I will accept the label of Hipster or snob and say that I do feel like my taste in music is one of my strongest traits. I just don't know anyone who likes what I like and I often feel like I am a weirdo as a result. Well, I feel that way due to a lot of things and how hard it is to relate to others overall. I am more Liberal than most of the people in my life. I am not at all religious either, so it makes life a little tricky to navigate when I live in a somewhat Conservative area. Betsy DeVos is from this region and there are still lots of Trump-supporting evangelicals around.
But, let's not get into all that and get back to why I am here. The music. I have liked pretty much every profile for every user on here, that lives within 100 miles. Many of these people are shown to be "great" matches, but I still don't get any likes back. Maybe no one actually uses the site and the only activity I see here is auto-generated nonsense. Obviously not, but I have seen other dating apps/sites that are full of fake accounts.
It's just really heartbreaking to see so many other users, whom I'd assume I would get along with fantastically, only to also see these people live hundreds, if not thousands, of miles away. Again, I am not looking just for dates at this point. I am desperately craving like-minded people to spend time with. If anyone looks at my activity on here from over the past few months, it's no secret that I have been finding a lot of great music that I want to share with others. I just don't have anyone in my life for that. It's isolating and lonely to experience.
I'd be lying if I said I wasn't really hoping I could find a woman who is smart, funny, attractive, and into a lot of the same things I am into. That she'd be right here in town and open to meeting in person at some point. I think that is what most people want in their preferred gender. An honest to goodness match on enough levels. Someone who not only appeals to you physically, but intellectually and emotionally as well. Someone with whom mutual interests and passions can be shared.

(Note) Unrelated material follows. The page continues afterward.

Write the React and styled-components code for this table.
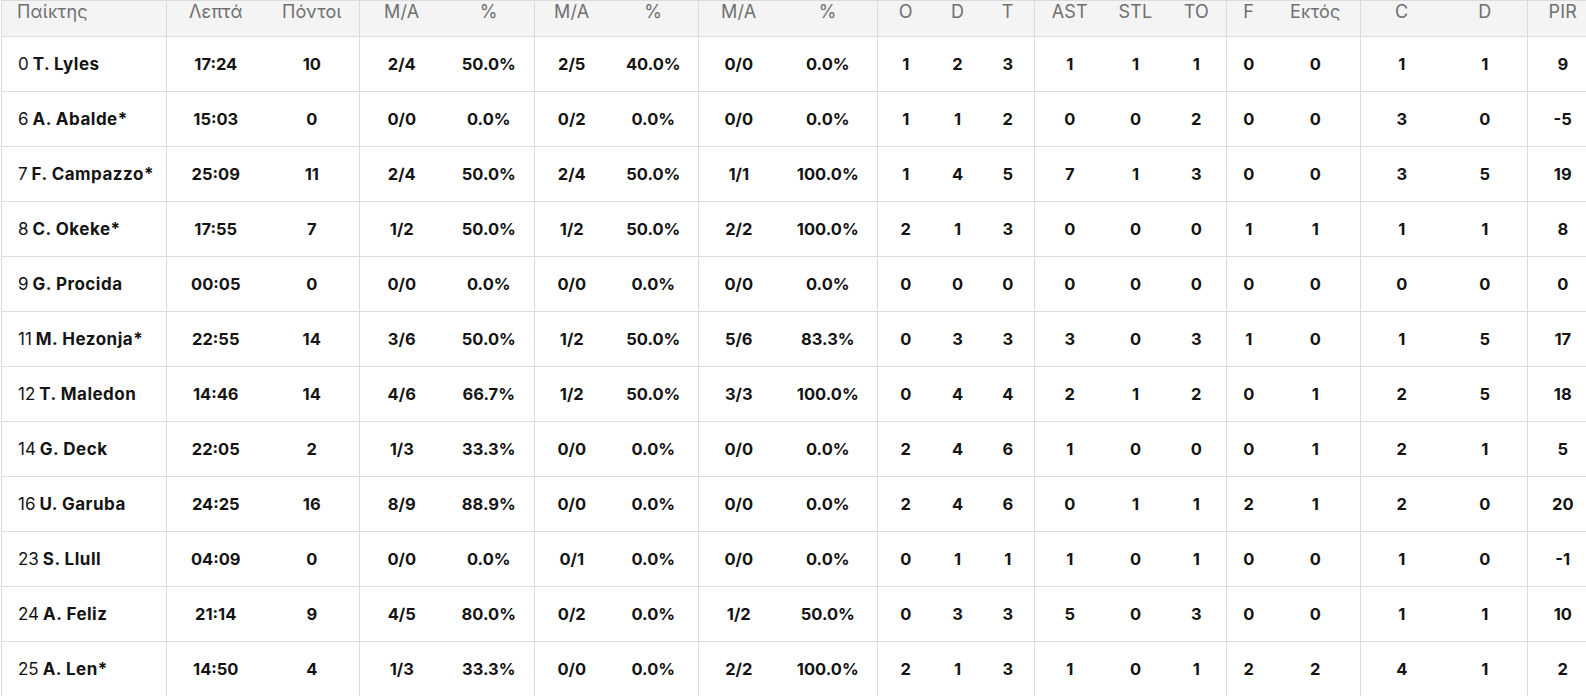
import React from 'react';
import styled, { createGlobalStyle } from 'styled-components';

const GlobalStyle = createGlobalStyle`
  html, body {
    margin: 0;
    padding: 0;
    background: #fff;
    overflow: hidden;
  }
  body {
    font-family: Inter, "Noto Sans", sans-serif;
    color: #141414;
  }
`;

const Wrapper = styled.div`
  width: 1586px;
  height: 696px;
  overflow: hidden;
  padding-left: 1px;
  box-sizing: border-box;
`;

const Table = styled.table`
  border-collapse: collapse;
  table-layout: fixed;
  width: 1596px;
  border-left: 1px solid #dcdcdc;
`;

const HeadRow = styled.tr`
  height: 36px;
  background: #f4f4f4;
  border-top: 1px solid #dcdcdc;
`;

const Th = styled.th`
  padding: 0 0 15px;
  font-weight: 400;
  font-size: 18px;
  line-height: 19px;
  color: #707070;
  letter-spacing: 0.2px;
  text-align: ${({ $left }) => ($left ? 'left' : 'center')};
  padding-left: ${({ $left }) => ($left ? '15px' : '0')};
  border-bottom: 1px solid #dcdcdc;
  border-right: ${({ $end }) => ($end ? '1px solid #dcdcdc' : 'none')};
  white-space: nowrap;
`;

const Row = styled.tr`
  height: 55px;
`;

const Td = styled.td`
  padding: 0;
  font-size: 16.5px;
  font-weight: 700;
  text-align: ${({ $left }) => ($left ? 'left' : 'center')};
  padding-left: ${({ $left }) => ($left ? '16px' : '0')};
  border-bottom: 1px solid #dcdcdc;
  border-right: ${({ $end }) => ($end ? '1px solid #dcdcdc' : 'none')};
  white-space: nowrap;
`;

const Num = styled.span`
  font-weight: 400;
  font-size: 17px;
`;

const Name = styled.span`
  font-size: 17px;
  letter-spacing: 0.5px;
`;

const columns = [
  { label: 'Παίκτης', width: 165, left: true, end: true },
  { label: 'Λεπτά', width: 98 },
  { label: 'Πόντοι', width: 95, end: true },
  { label: 'M/A', width: 84 },
  { label: '%', width: 91, end: true },
  { label: 'M/A', width: 74 },
  { label: '%', width: 90, end: true },
  { label: 'M/A', width: 80 },
  { label: '%', width: 99, end: true },
  { label: 'O', width: 56 },
  { label: 'D', width: 48 },
  { label: 'T', width: 53, end: true },
  { label: 'AST', width: 70 },
  { label: 'STL', width: 62 },
  { label: 'TO', width: 60, end: true },
  { label: 'F', width: 44 },
  { label: 'Εκτός', width: 90, end: true },
  { label: 'C', width: 82 },
  { label: 'D', width: 85, end: true },
  { label: 'PIR', width: 70 },
];

const players = [
  ['0', 'T. Lyles', '17:24', '10', '2/4', '50.0%', '2/5', '40.0%', '0/0', '0.0%', '1', '2', '3', '1', '1', '1', '0', '0', '1', '1', '9'],
  ['6', 'A. Abalde*', '15:03', '0', '0/0', '0.0%', '0/2', '0.0%', '0/0', '0.0%', '1', '1', '2', '0', '0', '2', '0', '0', '3', '0', '-5'],
  ['7', 'F. Campazzo*', '25:09', '11', '2/4', '50.0%', '2/4', '50.0%', '1/1', '100.0%', '1', '4', '5', '7', '1', '3', '0', '0', '3', '5', '19'],
  ['8', 'C. Okeke*', '17:55', '7', '1/2', '50.0%', '1/2', '50.0%', '2/2', '100.0%', '2', '1', '3', '0', '0', '0', '1', '1', '1', '1', '8'],
  ['9', 'G. Procida', '00:05', '0', '0/0', '0.0%', '0/0', '0.0%', '0/0', '0.0%', '0', '0', '0', '0', '0', '0', '0', '0', '0', '0', '0'],
  ['11', 'M. Hezonja*', '22:55', '14', '3/6', '50.0%', '1/2', '50.0%', '5/6', '83.3%', '0', '3', '3', '3', '0', '3', '1', '0', '1', '5', '17'],
  ['12', 'T. Maledon', '14:46', '14', '4/6', '66.7%', '1/2', '50.0%', '3/3', '100.0%', '0', '4', '4', '2', '1', '2', '0', '1', '2', '5', '18'],
  ['14', 'G. Deck', '22:05', '2', '1/3', '33.3%', '0/0', '0.0%', '0/0', '0.0%', '2', '4', '6', '1', '0', '0', '0', '1', '2', '1', '5'],
  ['16', 'U. Garuba', '24:25', '16', '8/9', '88.9%', '0/0', '0.0%', '0/0', '0.0%', '2', '4', '6', '0', '1', '1', '2', '1', '2', '0', '20'],
  ['23', 'S. Llull', '04:09', '0', '0/0', '0.0%', '0/1', '0.0%', '0/0', '0.0%', '0', '1', '1', '1', '0', '1', '0', '0', '1', '0', '-1'],
  ['24', 'A. Feliz', '21:14', '9', '4/5', '80.0%', '0/2', '0.0%', '1/2', '50.0%', '0', '3', '3', '5', '0', '3', '0', '0', '1', '1', '10'],
  ['25', 'A. Len*', '14:50', '4', '1/3', '33.3%', '0/0', '0.0%', '2/2', '100.0%', '2', '1', '3', '1', '0', '1', '2', '2', '4', '1', '2'],
];

export default function App() {
  return (
    <Wrapper>
      <GlobalStyle />
      <Table>
        <colgroup>
          {columns.map((c, i) => (
            <col key={i} style={{ width: c.width }} />
          ))}
        </colgroup>
        <thead>
          <HeadRow>
            {columns.map((c, i) => (
              <Th key={i} $left={c.left} $end={c.end}>
                {c.label}
              </Th>
            ))}
          </HeadRow>
        </thead>
        <tbody>
          {players.map(([no, name, ...stats]) => (
            <Row key={no}>
              <Td $left $end>
                <Num>{no}</Num> <Name>{name}</Name>
              </Td>
              {stats.map((v, i) => (
                <Td key={i} $end={columns[i + 1].end}>
                  {v}
                </Td>
              ))}
            </Row>
          ))}
        </tbody>
      </Table>
    </Wrapper>
  );
}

The song, "Somebody" by Depeche Mode has served as my heart's anthem for years now. I can't say I have come that close to making good on that desire. I thought I had at one point, but alas it fell apart. Ironically, as I have begun dipping my toes into the marijuana scene, I do find myself wondering if it would have helped things go differently, had I started using sooner. Of course, there were many other issues that came into play, so I doubt much would have changed.
At the risk of my life becoming a stereotypical joke, I do have to say I have really loved getting a little high and listening to music in the dark. I could easily lose the edibles and turn the lights back on, if I had even one close friend to share the experience of music with.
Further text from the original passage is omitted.